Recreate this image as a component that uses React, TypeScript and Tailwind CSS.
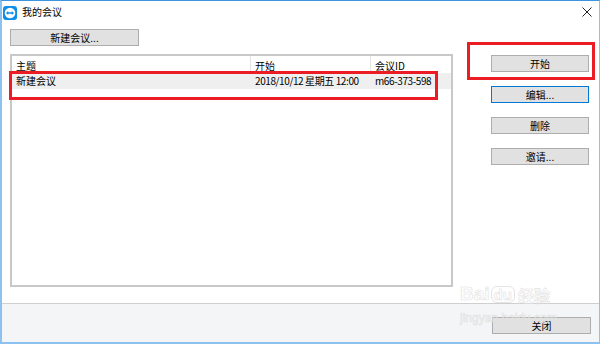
import React from 'react'

type Meeting = {
  id: string
  subject: string
  start: string
  meetingId: string
}

const meetings: Meeting[] = [
  { id: '1', subject: '新建会议', start: '2018/10/12 星期五 12:00', meetingId: 'm66-373-598' }
]

function TvIcon() {
  return (
    <svg width="14" height="14" viewBox="0 0 14 14">
      <rect x="0" y="0" width="14" height="14" rx="3" fill="#0e8ee9" />
      <circle cx="7" cy="7" r="5.3" fill="#ffffff" />
      <path d="M3 7 L5.2 5 L5.2 6.2 L8.8 6.2 L8.8 5 L11 7 L8.8 9 L8.8 7.8 L5.2 7.8 L5.2 9 Z" fill="#0e8ee9" />
    </svg>
  )
}

function WinButton({ label, focused = false, width = 'w-[98px]' }: { label: string; focused?: boolean; width?: string }) {
  return (
    <button
      className={
        'h-[17px] flex items-center justify-center bg-[#e1e1e1] text-[10px] leading-none text-black border ' +
        width +
        (focused ? ' border-[#0078d7]' : ' border-[#adadad]')
      }
    >
      {label}
    </button>
  )
}

export default function App() {
  return (
    <div className="relative w-[600px] h-[344px] overflow-hidden bg-white border-t border-t-[#3d94e0] border-l-2 border-l-[#8cc2ef] border-r border-r-[#8cc2ef] border-b-2 border-b-[#8cc2ef] font-['Noto_Sans_CJK_SC','Liberation_Sans',sans-serif] flex flex-col">
      {/* Title bar */}
      <div className="h-[21px] flex items-center pl-[1px] pr-[6px] shrink-0">
        <div className="mt-[2px]">
          <TvIcon />
        </div>
        <span className="ml-[5px] text-[10px] text-black leading-none">我的会议</span>
        <div className="flex-1"></div>
        <svg width="10" height="10" viewBox="0 0 10 10" className="mr-[1px]">
          <path d="M0.5 0.5 L9.5 9.5 M9.5 0.5 L0.5 9.5" stroke="#222" strokeWidth="1" />
        </svg>
      </div>

      {/* Main area */}
      <div className="h-[281px] flex shrink-0">
        <div className="pl-[8px] pt-[7px]">
          <WinButton label="新建会议..." width="w-[129px]" />

          {/* Meeting list */}
          <div className="mt-[8px] w-[443px] h-[233px] border-2 border-[#c8c8c8] bg-white">
            <div className="flex h-[17px] text-[10px] text-black">
              <div className="w-[239px] pl-[4px] pt-[5px] leading-none border-r border-[#e3e3e3]">主题</div>
              <div className="w-[120px] pl-[4px] pt-[5px] leading-none border-r border-[#e3e3e3]">开始</div>
              <div className="w-[80px] pl-[4px] pt-[5px] leading-none">会议ID</div>
            </div>
            {meetings.map((m) => (
              <div key={m.id} className="flex items-center h-[16px] bg-[#efefef] text-[10px] text-black leading-none">
                <div className="w-[239px] pl-[4px]">{m.subject}</div>
                <div className="w-[120px] pl-[4px] tracking-[-0.4px]">{m.start}</div>
                <div className="w-[80px] pl-[4px] tracking-[-0.4px]">{m.meetingId}</div>
              </div>
            ))}
          </div>
        </div>

        {/* Side buttons */}
        <div className="ml-[38px] pt-[33px] flex flex-col gap-[14px]">
          <WinButton label="开始" />
          <WinButton label="编辑..." focused />
          <WinButton label="删除" />
          <WinButton label="邀请..." />
        </div>
      </div>

      {/* Footer */}
      <div className="flex-1 border-t border-[#cfcfcf] bg-[#f4f5f7] flex justify-end pr-[8px] pt-[13px]">
        <WinButton label="关闭" width="w-[99px]" />
      </div>

      {/* Watermark */}
      <div className="absolute left-[458px] top-[283px] pointer-events-none select-none text-transparent [-webkit-text-stroke:0.6px_#e2e2e2]">
        <div className="flex items-end leading-none">
          <span className="text-[19px] font-bold font-['Liberation_Sans',sans-serif]">Bai</span>
          <span className="ml-[1px] px-[2px] rounded-[6px] border border-[#e4e4e4] text-[15px] font-bold font-['Liberation_Sans',sans-serif]">du</span>
          <span className="ml-[3px] text-[16px] font-bold">经验</span>
        </div>
        <div className="mt-[9px] text-[12px] leading-none font-['Liberation_Sans',sans-serif]">jingyan.baidu.com</div>
      </div>

      {/* Annotations */}
      <div className="absolute left-[7px] top-[70px] w-[429px] h-[29px] border-[3px] border-[#ec1c24]"></div>
      <div className="absolute left-[465px] top-[41px] w-[128px] h-[38px] border-[3px] border-[#ec1c24]"></div>
    </div>
  )
}
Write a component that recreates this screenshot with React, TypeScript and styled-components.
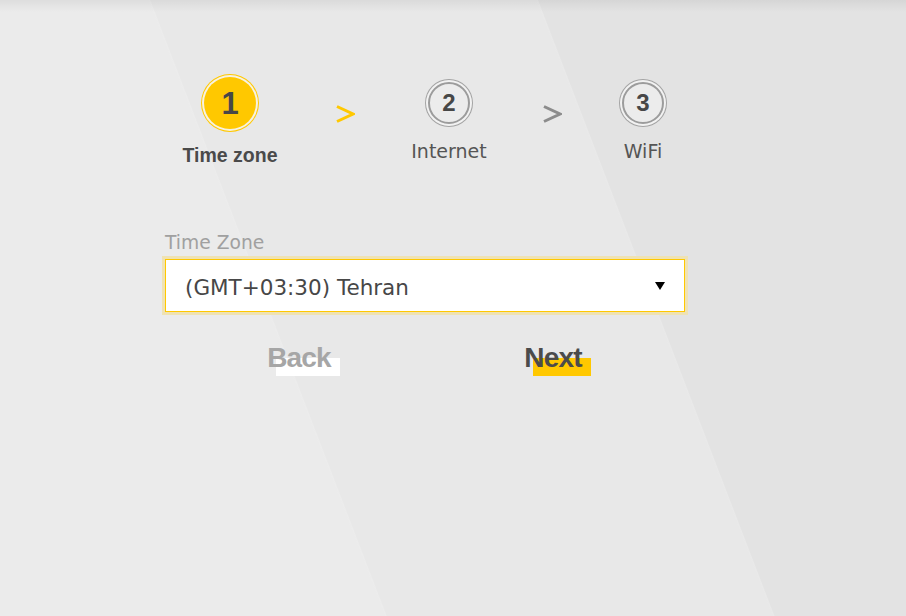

------------------------------------------------------------

Repeat the material verbatim. Do not carry over any picture.

[The output]
Recreate this image as a component that uses React, TypeScript and Tailwind CSS.
import React from 'react'

type Meeting = {
  id: string
  subject: string
  start: string
  meetingId: string
}

const meetings: Meeting[] = [
  { id: '1', subject: '新建会议', start: '2018/10/12 星期五 12:00', meetingId: 'm66-373-598' }
]

function TvIcon() {
  return (
    <svg width="14" height="14" viewBox="0 0 14 14">
      <rect x="0" y="0" width="14" height="14" rx="3" fill="#0e8ee9" />
      <circle cx="7" cy="7" r="5.3" fill="#ffffff" />
      <path d="M3 7 L5.2 5 L5.2 6.2 L8.8 6.2 L8.8 5 L11 7 L8.8 9 L8.8 7.8 L5.2 7.8 L5.2 9 Z" fill="#0e8ee9" />
    </svg>
  )
}

function WinButton({ label, focused = false, width = 'w-[98px]' }: { label: string; focused?: boolean; width?: string }) {
  return (
    <button
      className={
        'h-[17px] flex items-center justify-center bg-[#e1e1e1] text-[10px] leading-none text-black border ' +
        width +
        (focused ? ' border-[#0078d7]' : ' border-[#adadad]')
      }
    >
      {label}
    </button>
  )
}

export default function App() {
  return (
    <div className="relative w-[600px] h-[344px] overflow-hidden bg-white border-t border-t-[#3d94e0] border-l-2 border-l-[#8cc2ef] border-r border-r-[#8cc2ef] border-b-2 border-b-[#8cc2ef] font-['Noto_Sans_CJK_SC','Liberation_Sans',sans-serif] flex flex-col">
      {/* Title bar */}
      <div className="h-[21px] flex items-center pl-[1px] pr-[6px] shrink-0">
        <div className="mt-[2px]">
          <TvIcon />
        </div>
        <span className="ml-[5px] text-[10px] text-black leading-none">我的会议</span>
        <div className="flex-1"></div>
        <svg width="10" height="10" viewBox="0 0 10 10" className="mr-[1px]">
          <path d="M0.5 0.5 L9.5 9.5 M9.5 0.5 L0.5 9.5" stroke="#222" strokeWidth="1" />
        </svg>
      </div>

      {/* Main area */}
      <div className="h-[281px] flex shrink-0">
        <div className="pl-[8px] pt-[7px]">
          <WinButton label="新建会议..." width="w-[129px]" />

          {/* Meeting list */}
          <div className="mt-[8px] w-[443px] h-[233px] border-2 border-[#c8c8c8] bg-white">
            <div className="flex h-[17px] text-[10px] text-black">
              <div className="w-[239px] pl-[4px] pt-[5px] leading-none border-r border-[#e3e3e3]">主题</div>
              <div className="w-[120px] pl-[4px] pt-[5px] leading-none border-r border-[#e3e3e3]">开始</div>
              <div className="w-[80px] pl-[4px] pt-[5px] leading-none">会议ID</div>
            </div>
            {meetings.map((m) => (
              <div key={m.id} className="flex items-center h-[16px] bg-[#efefef] text-[10px] text-black leading-none">
                <div className="w-[239px] pl-[4px]">{m.subject}</div>
                <div className="w-[120px] pl-[4px] tracking-[-0.4px]">{m.start}</div>
                <div className="w-[80px] pl-[4px] tracking-[-0.4px]">{m.meetingId}</div>
              </div>
            ))}
          </div>
        </div>

        {/* Side buttons */}
        <div className="ml-[38px] pt-[33px] flex flex-col gap-[14px]">
          <WinButton label="开始" />
          <WinButton label="编辑..." focused />
          <WinButton label="删除" />
          <WinButton label="邀请..." />
        </div>
      </div>

      {/* Footer */}
      <div className="flex-1 border-t border-[#cfcfcf] bg-[#f4f5f7] flex justify-end pr-[8px] pt-[13px]">
        <WinButton label="关闭" width="w-[99px]" />
      </div>

      {/* Watermark */}
      <div className="absolute left-[458px] top-[283px] pointer-events-none select-none text-transparent [-webkit-text-stroke:0.6px_#e2e2e2]">
        <div className="flex items-end leading-none">
          <span className="text-[19px] font-bold font-['Liberation_Sans',sans-serif]">Bai</span>
          <span className="ml-[1px] px-[2px] rounded-[6px] border border-[#e4e4e4] text-[15px] font-bold font-['Liberation_Sans',sans-serif]">du</span>
          <span className="ml-[3px] text-[16px] font-bold">经验</span>
        </div>
        <div className="mt-[9px] text-[12px] leading-none font-['Liberation_Sans',sans-serif]">jingyan.baidu.com</div>
      </div>

      {/* Annotations */}
      <div className="absolute left-[7px] top-[70px] w-[429px] h-[29px] border-[3px] border-[#ec1c24]"></div>
      <div className="absolute left-[465px] top-[41px] w-[128px] h-[38px] border-[3px] border-[#ec1c24]"></div>
    </div>
  )
}
Write a component that recreates this screenshot with React, TypeScript and styled-components.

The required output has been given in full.